Evan Quartermain, head of programs for Humane Society International Australia, was on Kangaroo Island in South Australia after firestorms killed half of the isle’s 50,000 koalas. It’s uncertain, he says, if the insects, fungi, seeds, and microbes needed to recover the ecosystem survived temperatures that reached nearly 1,500 degrees Fahrenheit in some places. “It may be that some building blocks of the ecosystem will not come back,” he says. (Read more: Some of Australia's forests may not recover.)

Many crucial wildlands had been destroyed by development before the fires. The New South Wales parliamentary koala inquiry found that even after laws were implemented to protect koala habitat, deforestation increased because of lax enforcement of environmental regulations. The state government, for example, has approved the construction a coal mine in prime koala habitat in New South Wales. Accelerating climate change and severe drought have put further pressure on habitats.

A wildlife study commissioned by WWF Australia found a 90 percent reduction in ground-dwelling animals in parts of New South Wales surveyed in early March. Elsewhere, scientists are most concerned about the survival of already endangered species such as the Kangaroo Island glossy black cockatoo and Kangaroo Island dunnart, a rat-size marsupial, whose limited habitat burned in the fires. But even less vulnerable animals, like the platypus and a small eucalypt-dwelling marsupial called the greater glider, are now in peril due to the sheer amount of land lost. In the state of Western Australia, fires burned the habitat of one of the last mainland populations of quokkas, the smiley-faced marsupial that has starred in thousands of selfies. As for the iconic kangaroos, thousands likely died, but with a population estimated at 50 million, scientists aren’t concerned about the species’ survival.
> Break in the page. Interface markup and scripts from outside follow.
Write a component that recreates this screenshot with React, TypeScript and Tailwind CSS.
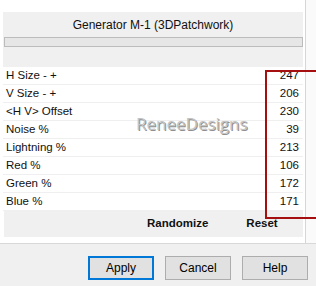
const rows: [string, number][] = [
  ['H Size - +', 247],
  ['V Size - +', 206],
  ['<H V> Offset', 230],
  ['Noise %', 39],
  ['Lightning %', 213],
  ['Red %', 106],
  ['Green %', 172],
  ['Blue %', 171],
];

function DialogButton({ label, active }: { label: string; active?: boolean }) {
  return (
    <button
      className={`w-[66px] h-[24px] text-[12px] text-black bg-[#e1e1e1] ${
        active ? 'border-2 border-[#0078d7]' : 'border border-[#adadad]'
      }`}
    >
      {label}
    </button>
  );
}

export default function App() {
  return (
    <div className="relative w-[316px] h-[286px] bg-white overflow-hidden flex flex-col font-['Liberation_Sans',Arial,sans-serif] text-[#111]">
      {/* upper part with filter settings */}
      <div className="flex h-[244px] border-b border-[#d8d8d8]">
        <div className="w-[305px] pl-[3px] pt-[12px] flex flex-col">
          <div className="w-[300px] h-[55px] bg-[#f0f0f0] flex flex-col">
            <div className="h-[25px] flex items-center justify-center text-[12px]">
              Generator M-1 (3DPatchwork)
            </div>
            <div className="ml-[1px] w-[299px] h-[10px] bg-[#e6e6e6] border border-[#bcbcbc]" />
          </div>

          <div className="relative w-[300px] flex flex-col">
            {rows.map(([label, value]) => (
              <div
                key={label}
                className="h-[18px] flex items-center justify-between border-b border-[#efefef] pl-[3px] pr-[4px] text-[11.5px]"
              >
                <span>{label}</span>
                <span>{value}</span>
              </div>
            ))}
            {/* watermark */}
            <div className="absolute left-[133px] top-[44px] text-[17px] text-[#c4c4c4] font-['Open_Sans',sans-serif] [text-shadow:1px_1px_0_#8f8f8f]">
              ReneeDesigns
            </div>
          </div>

          <div className="ml-[1px] w-[299px] h-[26px] bg-[#f0f0f0] flex items-center text-[11.5px] font-bold">
            <span className="ml-[143px]">Randomize</span>
            <span className="ml-[38px]">Reset</span>
          </div>
        </div>
        <div className="w-[1px] bg-[#d6d6d6]" />
        <div className="flex-1 bg-[#fafafa]" />
      </div>

      {/* dialog buttons */}
      <div className="flex-1 bg-[#f0f0f0] flex justify-end gap-[11px] pt-[12px] pr-[8px]">
        <DialogButton label="Apply" active />
        <DialogButton label="Cancel" />
        <DialogButton label="Help" />
      </div>

      {/* red annotation box, open to the right edge */}
      <div className="absolute left-[265px] right-0 top-[70px] h-[149px] border-l-2 border-t-2 border-b-2 border-[#a50f0f]" />
    </div>
  );
}
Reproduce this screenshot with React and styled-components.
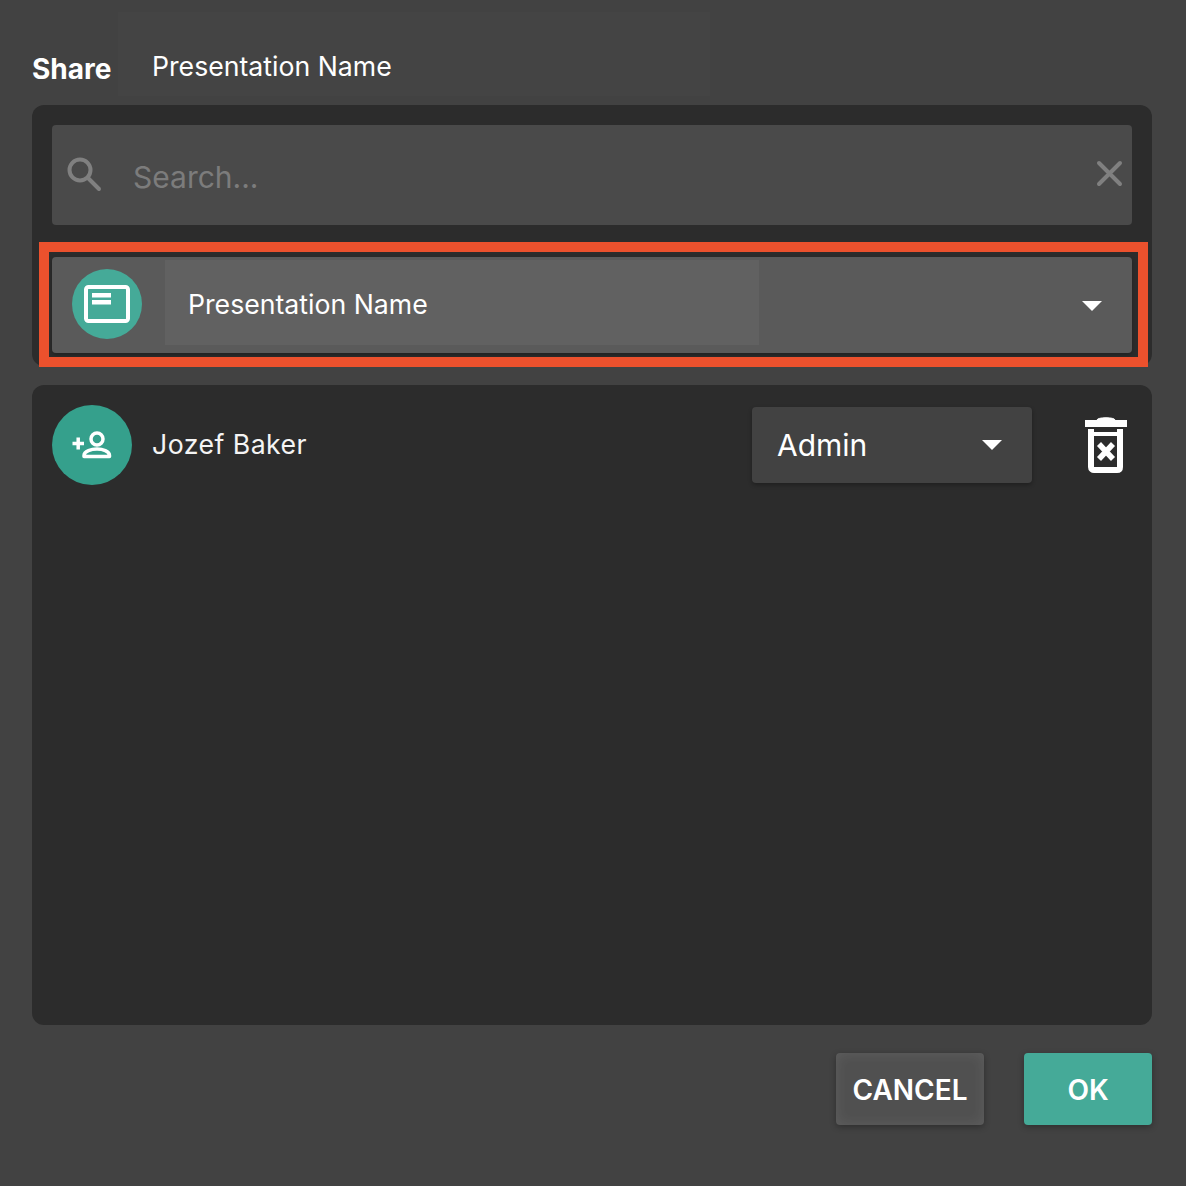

As pandemic restrictions ease, scientists are planning their return to field and volunteers are putting the tens of millions of dollars in international donations to work to help wildlife. The federal government has allocated $200 million Australian dollars toward wildlife recovery. (Learn more about how you can help Australia recover.)

University of Sydney biologist Valentina Mella’s research established that koalas will use drinking stations during drought and heatwaves. She is now working with wildlife rescue group WIRES to distribute 800 drinking stations around Australia. WIRES is also issuing grants to communities for habitat restoration while Humane Society International is providing financial support to wildlife carers and helping them prepare for the fires to come. Quartermain says koalas rescued and later released on Kangaroo Island were implanted with microchips and will be tracked to keep tabs on their condition.

Science for Wildlife, meanwhile, is launching a six-month survey of koala habitat in the Blue Mountains. But Leigh is relieved to already have found one particular koala: Houdini, the radio-collared marsupial she could not rescue during the fires.

Houdini earned his name for his skill at escaping capture, and he proved adept at eluding the bushfires. “He was in a steep gully with huge trees, which don’t burn easily,” Leigh says. “He has given us some hope that in other steep gullies that suffered a similar low-intensity burn, we might find more surviving koalas.”